Ever see SWEET SMELL OF SUCCESS?! Gads,that's good!
-------------- Original message from weisbaker <roky@optonline.net>: --------------
>
> i prefer david goodis novels to david goodis movies btw
>
>
> no argument about the importance of late 40's american noir film and its
> influences
>
> in last 3 weeks
> i have seen
>
> detour
> big sleep
> blast of silence
> double indemnity
> altman's and elliot gould's long goodbye
> big heat
>
>
> btw the question re who "invented" hard boiled is interesting--
> michael snider is dead on to find continental philosophy (camus, sartre,
> bergson) influential.
>
> mmmmm
>
> *******************************************
> Michael Baker/Mindy Weisberger
> 380 Mountain Rd #1213
> Union City, New Jersey 07087
> Tel/Fax: 201 867 0198
> Email: roky@optonline.net
>
>
> ----- Original Message -----
> From: "jumpinginthenight"
> To:
> Sent: Thursday, April 07, 2005 7:38 AM
> Subject: Re: [bomp] the thirties were a hard one to deal with?
>
>
> >
> > "If you want noir" you have to see it in a movie!

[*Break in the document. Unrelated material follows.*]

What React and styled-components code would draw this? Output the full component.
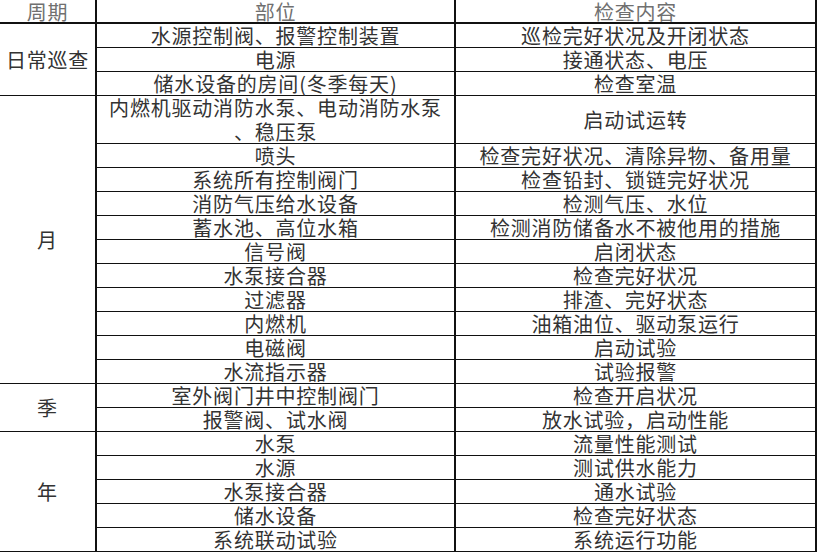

It's a French term for
> > the movies their film critics missed during WWII and finally got to see
> > later.A "noir" novel is like a "stereo" pizza! In print, you would call it
> > "hard-boiled" fiction.
> >
> > weisbaker wrote:
> > *******************************************
> > Michael Baker/Mindy Weisberger
> > 380 Mountain Rd #1213
> > Union City, New Jersey 07087
> > Tel/Fax: 201 867 0198
> > Email: roky@optonline.net
> >
> >
> > ----- Original Message -----
> > From: "Michael Snider"
> > To:
> > Sent: Thursday, April 07, 2005 3:19 AM
> > Subject: Re: [bomp] the thirties were a hard one to deal with?
> >
> >
> >>
> >> --- jumpinginthenight
> >> wrote:
> >>>
> >>> Chandler & Hammett, yes. Also Carroll John Daly,
> >>
> >> Daly was the Mickey Spillane of the 20s/30s. More
> >> historically important than readable IMO.
> >>
> >>> Kenneth Robeson,
> >>
> >> Never heard of him.
> >>
> >> Sax Rohmer, John P. Marquand,
> >>> Seabury Quinn, Walter B. Gibson, Grant Stockbridge,
> >>> Leslie Charteris, Edgar Rice Burroughs.
> >>>
> >> James M. Cain and Horace McCoy should be on that list
> >> too, although I don't know if you've read their stuff.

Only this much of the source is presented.